• _Task_
All the data should be repeated exactly. Any image in it is left out.

• _Recorded data_
++++++++++++++++++++

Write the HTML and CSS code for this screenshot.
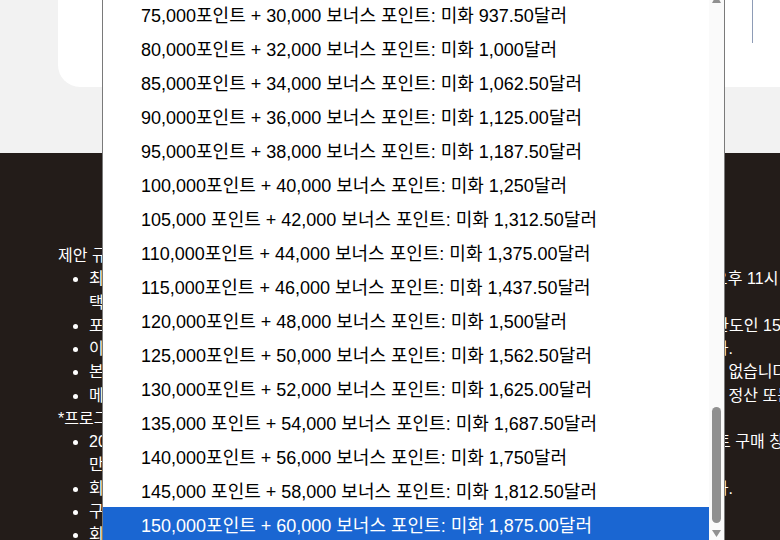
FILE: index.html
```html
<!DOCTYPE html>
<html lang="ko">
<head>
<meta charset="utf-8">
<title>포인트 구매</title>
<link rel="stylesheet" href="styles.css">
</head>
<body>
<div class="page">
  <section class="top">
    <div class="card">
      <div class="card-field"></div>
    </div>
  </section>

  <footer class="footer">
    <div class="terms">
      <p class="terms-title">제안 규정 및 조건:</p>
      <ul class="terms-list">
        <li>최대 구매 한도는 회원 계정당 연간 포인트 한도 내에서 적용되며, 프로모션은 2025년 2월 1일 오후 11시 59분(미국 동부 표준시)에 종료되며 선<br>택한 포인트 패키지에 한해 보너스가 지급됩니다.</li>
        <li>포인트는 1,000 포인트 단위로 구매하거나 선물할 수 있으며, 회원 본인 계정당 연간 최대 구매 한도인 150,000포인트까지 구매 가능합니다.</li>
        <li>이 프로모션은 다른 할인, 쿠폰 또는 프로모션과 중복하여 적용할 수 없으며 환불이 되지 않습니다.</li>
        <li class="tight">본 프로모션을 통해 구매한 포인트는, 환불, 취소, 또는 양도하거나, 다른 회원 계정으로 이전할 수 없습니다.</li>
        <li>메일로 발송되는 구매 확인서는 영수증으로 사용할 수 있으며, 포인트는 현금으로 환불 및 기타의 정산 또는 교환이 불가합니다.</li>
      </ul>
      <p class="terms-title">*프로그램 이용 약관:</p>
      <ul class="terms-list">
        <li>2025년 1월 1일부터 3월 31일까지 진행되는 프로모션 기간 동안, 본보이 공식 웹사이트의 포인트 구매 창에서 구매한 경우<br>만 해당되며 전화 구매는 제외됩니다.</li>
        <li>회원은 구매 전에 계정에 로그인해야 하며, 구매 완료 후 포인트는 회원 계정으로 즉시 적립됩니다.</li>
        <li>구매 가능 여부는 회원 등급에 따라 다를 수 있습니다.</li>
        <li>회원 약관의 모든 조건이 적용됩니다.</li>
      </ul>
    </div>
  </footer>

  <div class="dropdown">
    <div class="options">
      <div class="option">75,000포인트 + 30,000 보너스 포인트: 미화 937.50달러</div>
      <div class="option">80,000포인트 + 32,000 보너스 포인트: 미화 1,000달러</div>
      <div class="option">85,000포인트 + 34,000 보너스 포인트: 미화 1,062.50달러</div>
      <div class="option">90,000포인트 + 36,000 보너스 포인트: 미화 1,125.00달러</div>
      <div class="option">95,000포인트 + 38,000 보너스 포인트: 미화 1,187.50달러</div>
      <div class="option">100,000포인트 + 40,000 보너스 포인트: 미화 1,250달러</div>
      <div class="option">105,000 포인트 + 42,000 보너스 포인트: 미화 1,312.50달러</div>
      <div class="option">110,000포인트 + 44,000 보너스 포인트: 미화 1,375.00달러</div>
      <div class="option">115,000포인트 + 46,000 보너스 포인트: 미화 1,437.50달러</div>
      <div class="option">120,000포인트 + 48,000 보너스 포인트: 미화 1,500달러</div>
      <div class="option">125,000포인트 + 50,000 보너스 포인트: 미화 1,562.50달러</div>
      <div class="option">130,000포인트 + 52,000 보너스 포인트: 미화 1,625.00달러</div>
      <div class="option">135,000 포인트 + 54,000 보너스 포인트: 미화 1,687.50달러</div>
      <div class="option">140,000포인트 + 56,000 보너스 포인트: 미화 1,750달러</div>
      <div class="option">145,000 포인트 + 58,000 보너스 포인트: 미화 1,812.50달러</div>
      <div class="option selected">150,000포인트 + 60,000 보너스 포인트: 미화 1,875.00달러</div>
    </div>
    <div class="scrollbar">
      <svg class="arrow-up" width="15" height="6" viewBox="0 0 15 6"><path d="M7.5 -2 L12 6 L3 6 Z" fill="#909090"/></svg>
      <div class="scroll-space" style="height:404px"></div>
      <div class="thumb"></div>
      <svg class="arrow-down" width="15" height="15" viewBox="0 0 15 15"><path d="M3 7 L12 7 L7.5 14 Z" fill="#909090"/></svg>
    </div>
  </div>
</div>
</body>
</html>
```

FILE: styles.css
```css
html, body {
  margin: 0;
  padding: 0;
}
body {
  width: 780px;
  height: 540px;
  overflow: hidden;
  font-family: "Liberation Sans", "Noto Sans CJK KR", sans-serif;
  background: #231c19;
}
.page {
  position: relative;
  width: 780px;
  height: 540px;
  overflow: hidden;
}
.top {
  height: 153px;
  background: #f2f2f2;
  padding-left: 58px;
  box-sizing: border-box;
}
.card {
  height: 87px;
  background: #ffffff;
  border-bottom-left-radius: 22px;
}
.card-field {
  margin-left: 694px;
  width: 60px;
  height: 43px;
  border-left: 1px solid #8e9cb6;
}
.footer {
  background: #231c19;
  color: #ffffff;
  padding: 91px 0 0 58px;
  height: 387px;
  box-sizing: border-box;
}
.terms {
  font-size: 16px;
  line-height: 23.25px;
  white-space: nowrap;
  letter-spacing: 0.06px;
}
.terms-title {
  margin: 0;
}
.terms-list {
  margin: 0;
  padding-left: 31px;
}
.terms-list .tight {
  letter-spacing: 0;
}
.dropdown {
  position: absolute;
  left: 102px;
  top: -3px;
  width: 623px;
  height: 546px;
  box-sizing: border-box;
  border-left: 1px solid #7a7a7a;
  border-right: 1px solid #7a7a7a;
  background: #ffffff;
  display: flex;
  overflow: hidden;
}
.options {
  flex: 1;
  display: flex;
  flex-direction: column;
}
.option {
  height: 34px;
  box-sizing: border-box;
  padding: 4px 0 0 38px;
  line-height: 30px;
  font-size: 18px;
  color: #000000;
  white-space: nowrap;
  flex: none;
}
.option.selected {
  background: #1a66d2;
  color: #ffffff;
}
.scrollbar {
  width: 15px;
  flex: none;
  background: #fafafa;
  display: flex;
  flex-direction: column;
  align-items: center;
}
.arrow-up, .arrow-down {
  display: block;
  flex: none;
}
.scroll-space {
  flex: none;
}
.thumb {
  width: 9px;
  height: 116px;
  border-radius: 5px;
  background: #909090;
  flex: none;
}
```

++++++++++++++++++++

• _Correct output_
Write the HTML and CSS code for this screenshot.
FILE: index.html
```html
<!DOCTYPE html>
<html lang="ko">
<head>
<meta charset="utf-8">
<title>포인트 구매</title>
<link rel="stylesheet" href="styles.css">
</head>
<body>
<div class="page">
  <section class="top">
    <div class="card">
      <div class="card-field"></div>
    </div>
  </section>

  <footer class="footer">
    <div class="terms">
      <p class="terms-title">제안 규정 및 조건:</p>
      <ul class="terms-list">
        <li>최대 구매 한도는 회원 계정당 연간 포인트 한도 내에서 적용되며, 프로모션은 2025년 2월 1일 오후 11시 59분(미국 동부 표준시)에 종료되며 선<br>택한 포인트 패키지에 한해 보너스가 지급됩니다.</li>
        <li>포인트는 1,000 포인트 단위로 구매하거나 선물할 수 있으며, 회원 본인 계정당 연간 최대 구매 한도인 150,000포인트까지 구매 가능합니다.</li>
        <li>이 프로모션은 다른 할인, 쿠폰 또는 프로모션과 중복하여 적용할 수 없으며 환불이 되지 않습니다.</li>
        <li class="tight">본 프로모션을 통해 구매한 포인트는, 환불, 취소, 또는 양도하거나, 다른 회원 계정으로 이전할 수 없습니다.</li>
        <li>메일로 발송되는 구매 확인서는 영수증으로 사용할 수 있으며, 포인트는 현금으로 환불 및 기타의 정산 또는 교환이 불가합니다.</li>
      </ul>
      <p class="terms-title">*프로그램 이용 약관:</p>
      <ul class="terms-list">
        <li>2025년 1월 1일부터 3월 31일까지 진행되는 프로모션 기간 동안, 본보이 공식 웹사이트의 포인트 구매 창에서 구매한 경우<br>만 해당되며 전화 구매는 제외됩니다.</li>
        <li>회원은 구매 전에 계정에 로그인해야 하며, 구매 완료 후 포인트는 회원 계정으로 즉시 적립됩니다.</li>
        <li>구매 가능 여부는 회원 등급에 따라 다를 수 있습니다.</li>
        <li>회원 약관의 모든 조건이 적용됩니다.</li>
      </ul>
    </div>
  </footer>

  <div class="dropdown">
    <div class="options">
      <div class="option">75,000포인트 + 30,000 보너스 포인트: 미화 937.50달러</div>
      <div class="option">80,000포인트 + 32,000 보너스 포인트: 미화 1,000달러</div>
      <div class="option">85,000포인트 + 34,000 보너스 포인트: 미화 1,062.50달러</div>
      <div class="option">90,000포인트 + 36,000 보너스 포인트: 미화 1,125.00달러</div>
      <div class="option">95,000포인트 + 38,000 보너스 포인트: 미화 1,187.50달러</div>
      <div class="option">100,000포인트 + 40,000 보너스 포인트: 미화 1,250달러</div>
      <div class="option">105,000 포인트 + 42,000 보너스 포인트: 미화 1,312.50달러</div>
      <div class="option">110,000포인트 + 44,000 보너스 포인트: 미화 1,375.00달러</div>
      <div class="option">115,000포인트 + 46,000 보너스 포인트: 미화 1,437.50달러</div>
      <div class="option">120,000포인트 + 48,000 보너스 포인트: 미화 1,500달러</div>
      <div class="option">125,000포인트 + 50,000 보너스 포인트: 미화 1,562.50달러</div>
      <div class="option">130,000포인트 + 52,000 보너스 포인트: 미화 1,625.00달러</div>
      <div class="option">135,000 포인트 + 54,000 보너스 포인트: 미화 1,687.50달러</div>
      <div class="option">140,000포인트 + 56,000 보너스 포인트: 미화 1,750달러</div>
      <div class="option">145,000 포인트 + 58,000 보너스 포인트: 미화 1,812.50달러</div>
      <div class="option selected">150,000포인트 + 60,000 보너스 포인트: 미화 1,875.00달러</div>
    </div>
    <div class="scrollbar">
      <svg class="arrow-up" width="15" height="6" viewBox="0 0 15 6"><path d="M7.5 -2 L12 6 L3 6 Z" fill="#909090"/></svg>
      <div class="scroll-space" style="height:404px"></div>
      <div class="thumb"></div>
      <svg class="arrow-down" width="15" height="15" viewBox="0 0 15 15"><path d="M3 7 L12 7 L7.5 14 Z" fill="#909090"/></svg>
    </div>
  </div>
</div>
</body>
</html>
```

FILE: styles.css
```css
html, body {
  margin: 0;
  padding: 0;
}
body {
  width: 780px;
  height: 540px;
  overflow: hidden;
  font-family: "Liberation Sans", "Noto Sans CJK KR", sans-serif;
  background: #231c19;
}
.page {
  position: relative;
  width: 780px;
  height: 540px;
  overflow: hidden;
}
.top {
  height: 153px;
  background: #f2f2f2;
  padding-left: 58px;
  box-sizing: border-box;
}
.card {
  height: 87px;
  background: #ffffff;
  border-bottom-left-radius: 22px;
}
.card-field {
  margin-left: 694px;
  width: 60px;
  height: 43px;
  border-left: 1px solid #8e9cb6;
}
.footer {
  background: #231c19;
  color: #ffffff;
  padding: 91px 0 0 58px;
  height: 387px;
  box-sizing: border-box;
}
.terms {
  font-size: 16px;
  line-height: 23.25px;
  white-space: nowrap;
  letter-spacing: 0.06px;
}
.terms-title {
  margin: 0;
}
.terms-list {
  margin: 0;
  padding-left: 31px;
}
.terms-list .tight {
  letter-spacing: 0;
}
.dropdown {
  position: absolute;
  left: 102px;
  top: -3px;
  width: 623px;
  height: 546px;
  box-sizing: border-box;
  border-left: 1px solid #7a7a7a;
  border-right: 1px solid #7a7a7a;
  background: #ffffff;
  display: flex;
  overflow: hidden;
}
.options {
  flex: 1;
  display: flex;
  flex-direction: column;
}
.option {
  height: 34px;
  box-sizing: border-box;
  padding: 4px 0 0 38px;
  line-height: 30px;
  font-size: 18px;
  color: #000000;
  white-space: nowrap;
  flex: none;
}
.option.selected {
  background: #1a66d2;
  color: #ffffff;
}
.scrollbar {
  width: 15px;
  flex: none;
  background: #fafafa;
  display: flex;
  flex-direction: column;
  align-items: center;
}
.arrow-up, .arrow-down {
  display: block;
  flex: none;
}
.scroll-space {
  flex: none;
}
.thumb {
  width: 9px;
  height: 116px;
  border-radius: 5px;
  background: #909090;
  flex: none;
}
```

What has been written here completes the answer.